Namespaces are designed to segregate resources. For instance, all the internal resources of a Cluster (like the master resources / Kubernetes resources on nodes) belong to kube-system namespace. By default, all kubectl commands are run in the default namespace. You can specify namespace using
-n/--namespace flag with almost every kubectl command:
kubectl get nodes --namespace=kube-system. You can also use
-A/--all-namespaces flag with most commands that manipulate multiple objects.
More info on kubectl can be found on the tool’s documentation website.
You can get a proper hands-on experience similar to what was offered by the workshop I’ve attended, just follow these steps.
- You will need a Docker Hub account in order to work with classrooms offered by Docker. Go to https://hub.docker.com/signup to get one, if you haven’t already.
- If you don’t feel comfortable enough around Docker, you can probably start with this free virtual Docker classroom. There are a lot of labs and exercises you can do to get some hands-on experience with Docker.

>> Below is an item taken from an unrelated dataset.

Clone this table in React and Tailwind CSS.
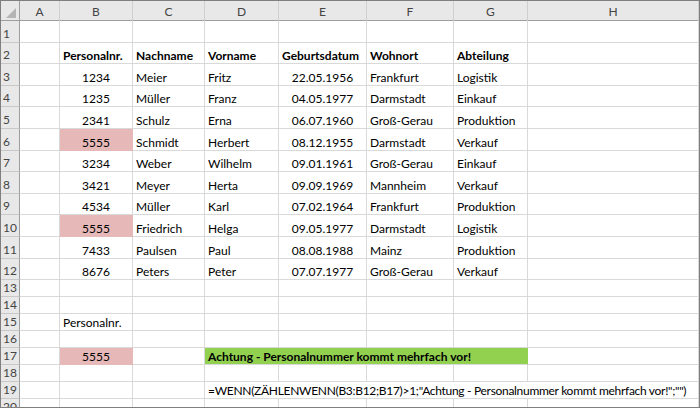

The instructions are pretty straight-forward.
- Finally, go to this free virtual Kubernetes classroom and check out the virtual workshop offered by them. In fact, it is created by the author of the workshop I’ve attended, Jérôme.
Over the last few years, Kubernetes has proven itself as a tool that literally changes the development and delivery processes for the better in many companies. It is capable of removing the human factor from the equation in all things deployment, scaling, and system management. It helps Google, Spotify, and Soundcloud manage their enormous planet-wide infrastructures smoothly, and at the same time, it helps smaller teams, providing them with tools to quickly deploy feature builds for testing on separate environments.
I am pretty confident that Kubernetes (or similar tools) will continue conquering the IT industry. And while it has a pretty steep learning curve, investing some time to familiarize yourself with this prominent piece of technology today is crucial in order to not fall behind.